Prompt:
Omit all images. Write out the rest of the material exactly.

· · ·

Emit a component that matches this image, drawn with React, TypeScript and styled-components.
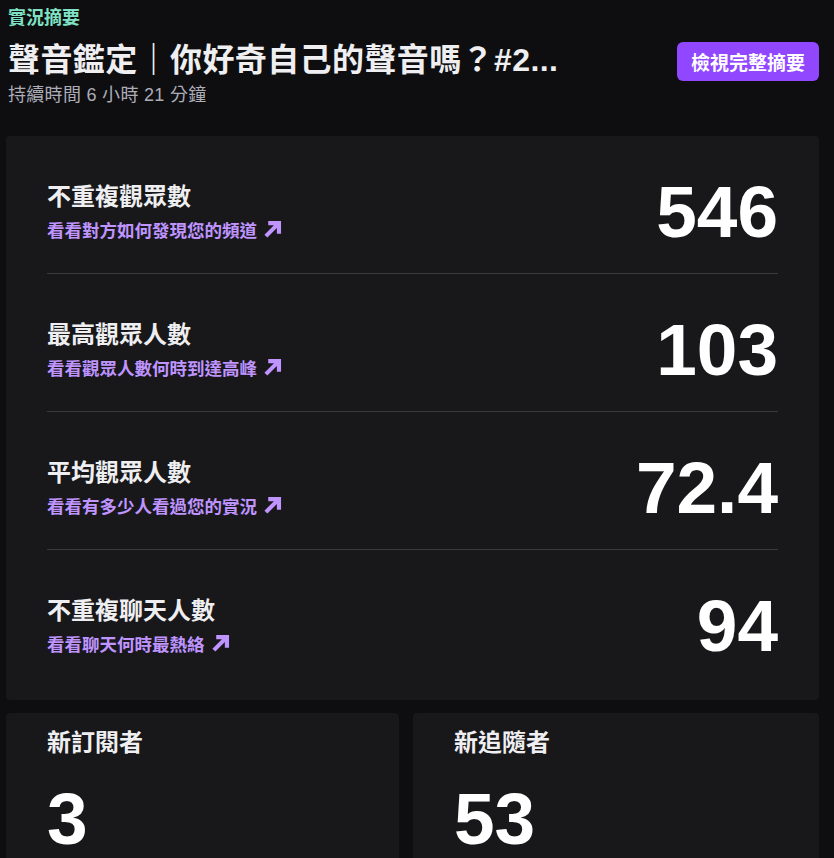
import styled, { createGlobalStyle } from 'styled-components'

const GlobalStyle = createGlobalStyle`
  html, body {
    margin: 0;
    padding: 0;
    background: #0e0e10;
  }
  body {
    font-family: 'Liberation Sans', 'Noto Sans CJK TC', sans-serif;
    color: #efeff1;
  }
`

const Page = styled.div`
  padding: 6px 15px 0 6px;
`

const Header = styled.div`
  display: flex;
  align-items: flex-start;
  justify-content: space-between;
  padding-left: 2px;
  margin-bottom: 29px;
`

const HeaderText = styled.div`
  min-width: 0;
  flex: 1;
  padding-right: 40px;
`

const Eyebrow = styled.div`
  color: #80e2c4;
  font-size: 18px;
  line-height: 24px;
  font-weight: 700;
`

const StreamTitle = styled.h1`
  margin: 7px 0 0;
  font-size: 32px;
  line-height: 46px;
  font-weight: 700;
  letter-spacing: 0.4px;
  white-space: nowrap;
  overflow: hidden;
  text-overflow: ellipsis;
`

const Duration = styled.div`
  color: #adadb8;
  font-size: 18px;
  line-height: 24px;
  letter-spacing: 0.3px;
`

const PrimaryButton = styled.button`
  margin-top: 36px;
  height: 39px;
  padding: 0 14px;
  border: none;
  border-radius: 6px;
  background: #9147ff;
  color: #fff;
  font-family: 'Liberation Sans', 'Noto Sans CJK TC', sans-serif;
  font-size: 19px;
  font-weight: 700;
  white-space: nowrap;
  cursor: pointer;
`

const StatsCard = styled.section`
  background: #18181b;
  border-radius: 4px;
  padding: 0 41px 13px;
`

const StatRow = styled.div<{ $last?: boolean }>`
  display: flex;
  align-items: center;
  justify-content: space-between;
  padding: 38px 0 23px;
  border-bottom: ${(props) => (props.$last ? 'none' : '1px solid #3a3a3d')};
`

const StatLabel = styled.div`
  display: flex;
  flex-direction: column;
  gap: 6px;
`

const StatTitle = styled.div`
  font-size: 24px;
  line-height: 32px;
  font-weight: 700;
`

const StatLink = styled.a`
  display: flex;
  align-items: center;
  gap: 6px;
  color: #bf94ff;
  font-size: 17.5px;
  line-height: 24px;
  font-weight: 700;
  text-decoration: none;
  cursor: pointer;
`

const BigNumber = styled.div`
  font-family: 'Liberation Sans', Arial, sans-serif;
  font-size: 73px;
  line-height: 76px;
  font-weight: 700;
  color: #fff;
`

const SmallCards = styled.div`
  display: grid;
  grid-template-columns: 393px 1fr;
  gap: 14px;
  margin-top: 13px;
`

const SmallCard = styled.section`
  background: #18181b;
  border-radius: 4px;
  padding: 14px 40px 30px 41px;
  display: flex;
  flex-direction: column;
  gap: 22px;
`

const ArrowIcon = () => (
  <svg width="19" height="19" viewBox="0 0 20 20" fill="#bf94ff" style={{ marginTop: -4 }}>
    <polygon points="5.5,1 19,1 19,14.5 14.6,14.5 14.6,8.5 4.6,18.5 1.5,15.4 11.5,5.4 5.5,5.4" />
  </svg>
)

const stats = [
  { title: '不重複觀眾數', link: '看看對方如何發現您的頻道', value: '546' },
  { title: '最高觀眾人數', link: '看看觀眾人數何時到達高峰', value: '103' },
  { title: '平均觀眾人數', link: '看看有多少人看過您的實況', value: '72.4' },
  { title: '不重複聊天人數', link: '看看聊天何時最熱絡', value: '94' },
]

export default function App() {
  return (
    <>
      <GlobalStyle />
      <Page>
        <Header>
          <HeaderText>
            <Eyebrow>實況摘要</Eyebrow>
            <StreamTitle>聲音鑑定｜你好奇自己的聲音嗎？#2...</StreamTitle>
            <Duration>持續時間 6 小時 21 分鐘</Duration>
          </HeaderText>
          <PrimaryButton>檢視完整摘要</PrimaryButton>
        </Header>

        <StatsCard>
          {stats.map((stat, i) => (
            <StatRow key={stat.title} $last={i === stats.length - 1}>
              <StatLabel>
                <StatTitle>{stat.title}</StatTitle>
                <StatLink>
                  {stat.link}
                  <ArrowIcon />
                </StatLink>
              </StatLabel>
              <BigNumber>{stat.value}</BigNumber>
            </StatRow>
          ))}
        </StatsCard>

        <SmallCards>
          <SmallCard>
            <StatTitle>新訂閱者</StatTitle>
            <BigNumber>3</BigNumber>
          </SmallCard>
          <SmallCard>
            <StatTitle>新追隨者</StatTitle>
            <BigNumber>53</BigNumber>
          </SmallCard>
        </SmallCards>
      </Page>
    </>
  )
}
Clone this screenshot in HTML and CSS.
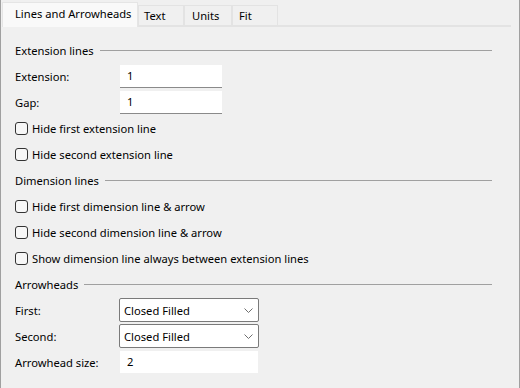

· · ·

Response:
Emit a component that matches this image, drawn with React, TypeScript and styled-components.
import styled, { createGlobalStyle } from 'styled-components'

const GlobalStyle = createGlobalStyle`
  html, body {
    margin: 0;
    padding: 0;
    background: #0e0e10;
  }
  body {
    font-family: 'Liberation Sans', 'Noto Sans CJK TC', sans-serif;
    color: #efeff1;
  }
`

const Page = styled.div`
  padding: 6px 15px 0 6px;
`

const Header = styled.div`
  display: flex;
  align-items: flex-start;
  justify-content: space-between;
  padding-left: 2px;
  margin-bottom: 29px;
`

const HeaderText = styled.div`
  min-width: 0;
  flex: 1;
  padding-right: 40px;
`

const Eyebrow = styled.div`
  color: #80e2c4;
  font-size: 18px;
  line-height: 24px;
  font-weight: 700;
`

const StreamTitle = styled.h1`
  margin: 7px 0 0;
  font-size: 32px;
  line-height: 46px;
  font-weight: 700;
  letter-spacing: 0.4px;
  white-space: nowrap;
  overflow: hidden;
  text-overflow: ellipsis;
`

const Duration = styled.div`
  color: #adadb8;
  font-size: 18px;
  line-height: 24px;
  letter-spacing: 0.3px;
`

const PrimaryButton = styled.button`
  margin-top: 36px;
  height: 39px;
  padding: 0 14px;
  border: none;
  border-radius: 6px;
  background: #9147ff;
  color: #fff;
  font-family: 'Liberation Sans', 'Noto Sans CJK TC', sans-serif;
  font-size: 19px;
  font-weight: 700;
  white-space: nowrap;
  cursor: pointer;
`

const StatsCard = styled.section`
  background: #18181b;
  border-radius: 4px;
  padding: 0 41px 13px;
`

const StatRow = styled.div<{ $last?: boolean }>`
  display: flex;
  align-items: center;
  justify-content: space-between;
  padding: 38px 0 23px;
  border-bottom: ${(props) => (props.$last ? 'none' : '1px solid #3a3a3d')};
`

const StatLabel = styled.div`
  display: flex;
  flex-direction: column;
  gap: 6px;
`

const StatTitle = styled.div`
  font-size: 24px;
  line-height: 32px;
  font-weight: 700;
`

const StatLink = styled.a`
  display: flex;
  align-items: center;
  gap: 6px;
  color: #bf94ff;
  font-size: 17.5px;
  line-height: 24px;
  font-weight: 700;
  text-decoration: none;
  cursor: pointer;
`

const BigNumber = styled.div`
  font-family: 'Liberation Sans', Arial, sans-serif;
  font-size: 73px;
  line-height: 76px;
  font-weight: 700;
  color: #fff;
`

const SmallCards = styled.div`
  display: grid;
  grid-template-columns: 393px 1fr;
  gap: 14px;
  margin-top: 13px;
`

const SmallCard = styled.section`
  background: #18181b;
  border-radius: 4px;
  padding: 14px 40px 30px 41px;
  display: flex;
  flex-direction: column;
  gap: 22px;
`

const ArrowIcon = () => (
  <svg width="19" height="19" viewBox="0 0 20 20" fill="#bf94ff" style={{ marginTop: -4 }}>
    <polygon points="5.5,1 19,1 19,14.5 14.6,14.5 14.6,8.5 4.6,18.5 1.5,15.4 11.5,5.4 5.5,5.4" />
  </svg>
)

const stats = [
  { title: '不重複觀眾數', link: '看看對方如何發現您的頻道', value: '546' },
  { title: '最高觀眾人數', link: '看看觀眾人數何時到達高峰', value: '103' },
  { title: '平均觀眾人數', link: '看看有多少人看過您的實況', value: '72.4' },
  { title: '不重複聊天人數', link: '看看聊天何時最熱絡', value: '94' },
]

export default function App() {
  return (
    <>
      <GlobalStyle />
      <Page>
        <Header>
          <HeaderText>
            <Eyebrow>實況摘要</Eyebrow>
            <StreamTitle>聲音鑑定｜你好奇自己的聲音嗎？#2...</StreamTitle>
            <Duration>持續時間 6 小時 21 分鐘</Duration>
          </HeaderText>
          <PrimaryButton>檢視完整摘要</PrimaryButton>
        </Header>

        <StatsCard>
          {stats.map((stat, i) => (
            <StatRow key={stat.title} $last={i === stats.length - 1}>
              <StatLabel>
                <StatTitle>{stat.title}</StatTitle>
                <StatLink>
                  {stat.link}
                  <ArrowIcon />
                </StatLink>
              </StatLabel>
              <BigNumber>{stat.value}</BigNumber>
            </StatRow>
          ))}
        </StatsCard>

        <SmallCards>
          <SmallCard>
            <StatTitle>新訂閱者</StatTitle>
            <BigNumber>3</BigNumber>
          </SmallCard>
          <SmallCard>
            <StatTitle>新追隨者</StatTitle>
            <BigNumber>53</BigNumber>
          </SmallCard>
        </SmallCards>
      </Page>
    </>
  )
}
Clone this screenshot in HTML and CSS.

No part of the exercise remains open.